Strengths and limitations
This mixed-methods study combined quantitative and qualitative data. The strength of this approach was that quantitative variables can be explained and contextualized alongside the qualitative data. This provides us with a comprehensive account of PA provision in hospice care in England and highlights the facilitators and barriers to this provision. In addition, the sample included hospices across all regions of England, which provides representation across geographical regions. There are limitations of this study that should be considered. While respondents were from across the regions of England, they represented around half of all hospices contacted which may have led to a response bias. However, among the responding hospices, there was substantial variation within the provision of PA. Additionally, NHS hospices were not included. The findings may therefore not be generalizable to NHS hospice care settings.
Conclusion
There is increasing evidence that shows the positive role that PA plays in the management of advanced incurable diseases. However, there is considerable variation in the current delivery of services across hospices in England. Policy action may be necessary for PA provision to be incorporated into the fabric of the hospice care delivery system sustainably and to break down the barriers that impede integration. Findings highlight the need for a PA care pathway that includes guidance and benchmarking at the national level as well as, resource allocation including funding, education, and knowledge transfer.
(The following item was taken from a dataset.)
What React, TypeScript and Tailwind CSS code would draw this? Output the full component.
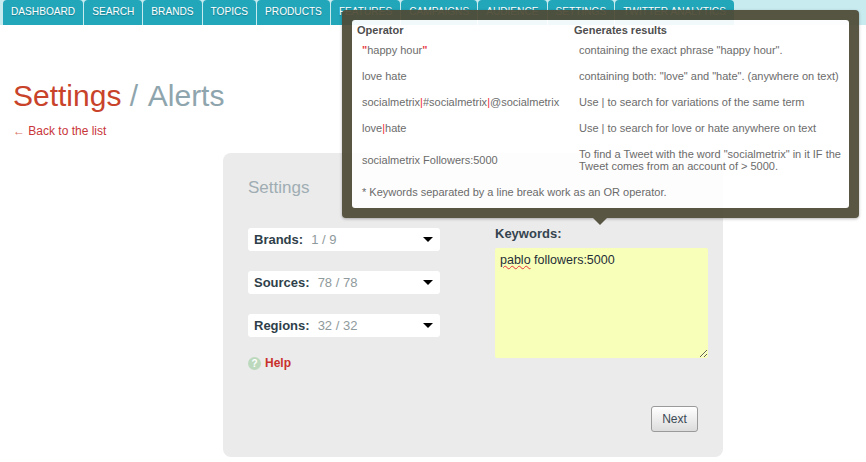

Data availability statement
The anonymized dataset is available from the corresponding author on reasonable request.
Acknowledgments
The authors are grateful to all the health professionals who completed the survey and participated in the focus groups and interviews.
Authors’ contributions
SB and BE developed the online survey questions. SB developed the focus group and interview guide. SB, NH, and MA conducted the focus groups and individual interviews and transcribed the data. NH and AD analyzed the online survey data. SB and NH analyzed the qualitative data. SB and MA supervised data analysis. SB drafted the paper. All authors read, revised, and approved the final manuscript.
Funding
The authors disclosed receipt of the following financial support for the research, authorship, and/or publication of this article: This study was funded by Research England.
Competing interests
The authors declared no potential conflicts of interest with respect to the research, authorship, and/or publication of this article.